The fact that those cases under Section 16 are well-publicised cases under the Act only serves to make people cautious, to be silent in order to be safe.

Encouragingly, a TCRA official was keen to emphasise that they were open to receiving recommendations on the amendment of the law, providing a glimmer of hope on this contentious clause.

It is true that there is something about the apparent anonymity afforded by online conversations that does make people forget some of their basic etiquette. Some courses in ‘online civility’ might therefore be required. But the criminalisation of rude or insulting behaviour online does not seem to be serving any higher national interest. So, the open door offered by TCRA allows space to reduce some of the controversy in this law and bring it in line with international norms and principles on the type of content that should be regulated in this way.

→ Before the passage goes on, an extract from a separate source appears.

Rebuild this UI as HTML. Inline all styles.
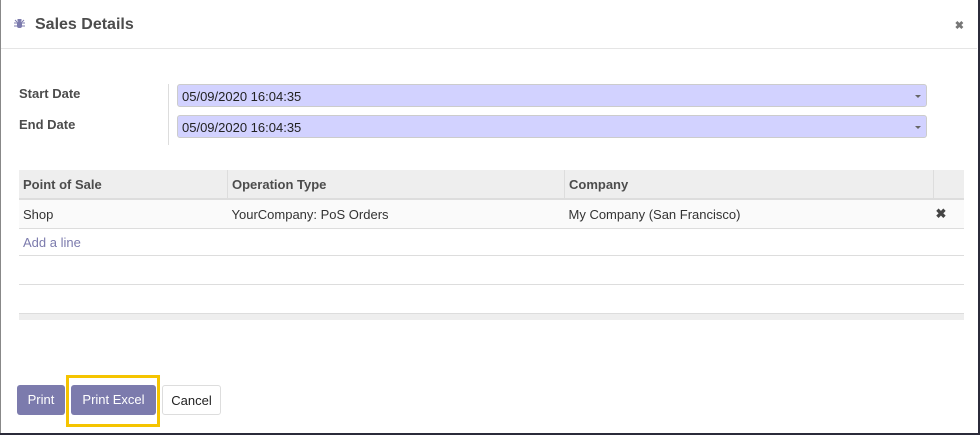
<!DOCTYPE html>
<html><head><style>
body{margin:0;width:980px;height:435px;background:#2b2b3a;font-family:"Liberation Sans",sans-serif;font-size:13px;color:#4c4c4c;overflow:hidden;position:relative}
.m{position:absolute;left:0;top:0;width:977px;height:433px;background:#fff;border-left:1px solid #888}
.hd{position:absolute;left:0;top:0;width:976px;height:48px;border-bottom:1px solid #e5e5e5}
.t{position:absolute;left:34px;top:16px;font-size:16px;font-weight:bold;color:#4c4c4c}
.x{position:absolute;right:13px;top:19px;font-size:11px;font-weight:bold;color:#777}
.lbl{position:absolute;left:18px;font-weight:bold;color:#4c4c4c}
.inp{position:absolute;left:176px;width:750px;height:23px;background:#d2d2ff;border:1px solid #ccc;border-radius:3px;box-sizing:border-box;padding:5px 4px;color:#222;font-size:13px;line-height:13px}
.inp:after{content:"";position:absolute;right:5px;top:10px;border:3px solid transparent;border-top:3px solid #666}
.vl{position:absolute;left:167px;top:84px;width:1px;height:61px;background:#ddd}
table{position:absolute;left:18px;top:170px;width:945px;border-collapse:collapse}
td,th{text-align:left;padding:0 4px;font-size:13px}
th{background:#eee;height:28px;border-left:1px solid #ddd;border-bottom:2px solid #ddd;color:#4c4c4c}
th:first-child{border-left:none}
td{height:28px;border-bottom:1px solid #ddd;color:#333}
.b{position:absolute;top:385px;height:30px;border-radius:3px;box-sizing:border-box;font-size:13px;line-height:30px;text-align:center}
.p{background:#7c7bad;color:#fff}
</style></head><body>
<div class="m">
<div class="hd">
<svg style="position:absolute;left:13px;top:18px" width="11" height="11" viewBox="0 0 11 11"><rect x="3" y="3" width="5" height="7" rx="2" fill="#7c7bad"/><rect x="3.5" y="1" width="4" height="2" fill="#7c7bad"/><path d="M0 5h11M0 8h11M1 2l2 2M10 2l-2 2" stroke="#7c7bad" stroke-width="1"/></svg>
<div class="t">Sales Details</div>
<div class="x">✖</div>
</div>
<div class="lbl" style="top:86px">Start Date</div>
<div class="lbl" style="top:117px">End Date</div>
<div class="vl"></div>
<div class="inp" style="top:84px">05/09/2020 16:04:35</div>
<div class="inp" style="top:115px">05/09/2020 16:04:35</div>
<table>
<tr><th style="width:200px">Point of Sale</th><th style="width:328px">Operation Type</th><th style="width:360px">Company</th><th></th></tr>
<tr style="background:#fafafa"><td>Shop</td><td>YourCompany: PoS Orders</td><td>My Company (San Francisco)</td><td style="font-weight:bold;color:#444;padding-left:2px">✖</td></tr>
<tr><td colspan="4" style="color:#7c7bad;height:26px">Add a line</td></tr>
<tr><td colspan="4"></td></tr>
<tr><td colspan="4"></td></tr>
<tr><td colspan="4" style="background:#eee;height:6px;border-bottom:none"></td></tr>
</table>
<div style="position:absolute;left:65px;top:375px;width:88px;height:46px;border:3px solid #f5c400"></div>
<div class="b p" style="left:16px;width:48px">Print</div>
<div class="b p" style="left:70px;width:85px">Print Excel</div>
<div class="b" style="left:161px;width:59px;border:1px solid #ddd;color:#222">Cancel</div>
</div>
</body></html>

There are also questions around the capacity of those who are meant to implement, use or benefit from this law. The police only investigate cases when complaints are raised. There is no indication that they can monitor or are monitoring online content – for false information, for defamation, for online harassment or pornography. There was even an admission that understanding of this law among police officers is low.

Citizens themselves have barely registered this law’s existence. Only 2 per cent of them are aware of it and can explain it (Sauti za Wananchi). So, the law cannot usefully serve to protect citizens online and they are unlikely to even know to report offences against them.

Similarly, media outlets are unclear on what content this law permits and forbids online. Yet, the media is supposed to be the bridge between citizens and authorities, especially in terms of information – assuring clarity around the law and publicising its benefits as well as challenges. It was abundantly clear that there are real obstacles to them playing this role, both due to their own capacity constraints and the type of information that is being given to them.

In a positive step forward, the day before the dialogue, the police released data on alleged cybercrime cases since 2015. This type of proactive outreach and engagement with the media and therefore citizens can help alleviate some of the negative perceptions around this Act.

Data shows that among the 9,441 reported cases of cybercrimes in 2016, a total of 911 cases were for abusive language and 4,141 were for theft.

Already we can see that the sense that this law is being used purely for political charges is unfair.

During the event the police spokesperson also offered to make himself available to the media regularly to answer questions and provide information. Again this helps to bridge the capacity and knowledge gaps among media and ultimately, ordinary citizens.

Open conversations like this can help bring perspectives closer together, and opposing sides to see each other’s’ point of view. For every point made by activists, the authorities had a response and a further challenge to raise.

Overall, the Cybercrimes Act criminalises opinion in a way that is incompatible with democratic ideals.

But engaging with those responsible for implementing and overseeing it might help work through these issues together so that we can still protect citizens and authorities from the very real threats presented by the digital world we live in while continuing to embody Tanzania’s values of freedom and unity.